Good thing that the studio and the yoga teachers found a way to take the practice online. So I went to finding a class that fits my wfh schedule and ever since then, I have been practicing yoga every weekend. (Shout out to the great teachers I found — @riannayoga and @lizsternyoga!)
So seven months into the practice and I find myself a little bit stronger each day. My chaturangas are better, my down dogs are more efficient. I thought it would take years of practice to arrive at headstand but I just learned to do an acceptable one just few weeks ago. Yoga always surprises me as to where my body could go at a certain point. From a very feeble, back pain-haunted crazy person last February, each yoga practice (whether on my own or during class) made me a little bit more confident each time. That is the beauty of incrementalism — one may not see or feel the slight changes happening, but it takes you by surprise spontaneously or sometimes in retrospect.

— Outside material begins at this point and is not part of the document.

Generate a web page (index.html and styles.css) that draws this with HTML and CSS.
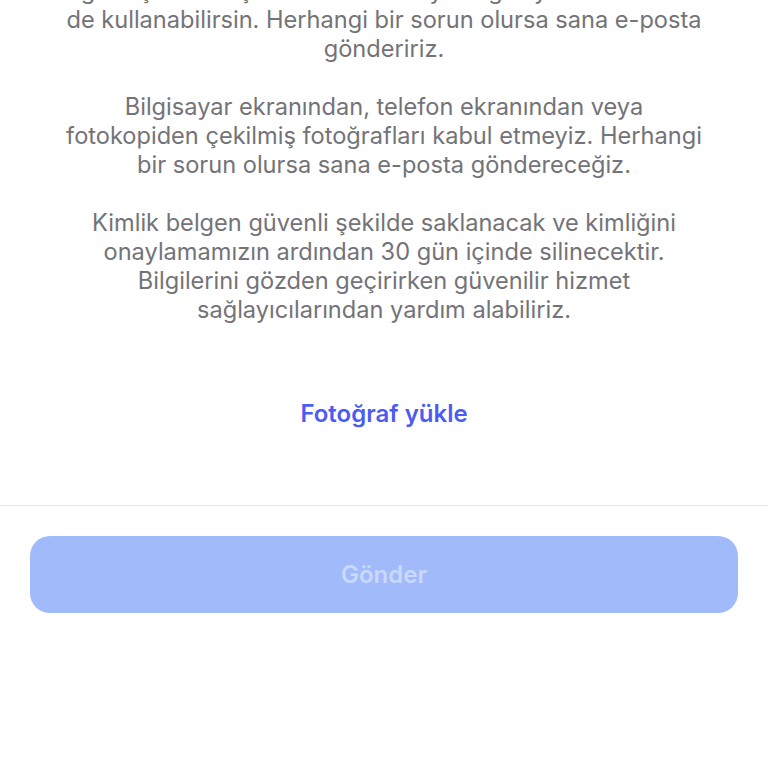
FILE: index.html
```html
<!DOCTYPE html>
<html lang="tr">
<head>
    <meta charset="UTF-8">
    <meta name="viewport" content="width=device-width, initial-scale=1.0">
    <title>Kimlik doğrulama</title>
    <link rel="stylesheet" href="styles.css">
</head>
<body>

    <div class="info">
        <p>Fotoğrafı çekmek için telefonunu veya bilgisayarının kamerasını<br>
        de kullanabilirsin. Herhangi bir sorun olursa sana e-posta<br>
        göndeririz.</p>

        <p>Bilgisayar ekranından, telefon ekranından veya<br>
        fotokopiden çekilmiş fotoğrafları kabul etmeyiz. Herhangi<br>
        bir sorun olursa sana e-posta göndereceğiz.</p>

        <p>Kimlik belgen güvenli şekilde saklanacak ve kimliğini<br>
        onaylamamızın ardından 30 gün içinde silinecektir.<br>
        Bilgilerini gözden geçirirken güvenilir hizmet<br>
        sağlayıcılarından yardım alabiliriz.</p>
    </div>

    <div class="upload">
        <a href="#" class="upload-link">Fotoğraf yükle</a>
    </div>

    <div class="footer">
        <button class="send" disabled>Gönder</button>
    </div>

</body>
</html>
```

FILE: styles.css
```css
body {
    margin: 0;
    font-family: Inter, "Noto Sans", sans-serif;
    background-color: white;
    color: #737378;
    overflow: hidden;
}

.info {
    margin-top: -24px;
    text-align: center;
    font-size: 23.6px;
    line-height: 29px;
}

.info p {
    margin: 0 0 29px 0;
    white-space: nowrap;
}

.upload {
    display: flex;
    justify-content: center;
    padding-top: 46px;
    height: 106px;
}

.upload-link {
    color: #4c5cf2;
    font-weight: 600;
    font-size: 24px;
    line-height: 29px;
    text-decoration: none;
}

.footer {
    border-top: 1.5px solid #e6e6e8;
    padding: 30px 30px 0 30px;
}

.send {
    width: 100%;
    height: 77px;
    border: none;
    border-radius: 20px;
    background-color: #a1bbfa;
    color: #c9d8fc;
    font-family: Inter, "Noto Sans", sans-serif;
    font-size: 24px;
    font-weight: 600;
}
```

But more than learning the asanas/poses, what yoga has been teaching me is about the importance of down-regulation and finding peace. I’d like to think that I am a type-A, over-achieving person whose mind is always on the go. For the past five years, I tried to do a lot of things very rapidly. At times I was very good at doing what I do. Then the landslide came as rapidly as the climb. I was disappointed at myself as I fall face flat on the ground.
Yoga made me realized the importance of taking a step-back from the crazy fast-paced world. It is easy to get lost in this world where we try to compete with everyone else, where we try to put our ego first, where we believe that the only way to move forward is to always step on the clutch. In yoga, it helped me find time to breathe in order to check in with myself. In yoga, it helped me find value in stillness.
At this point, peace and strength are always the goal. They go hand-in-hand. And in the pursuit of peace and strength, I just hope that it makes me a better, kinder person.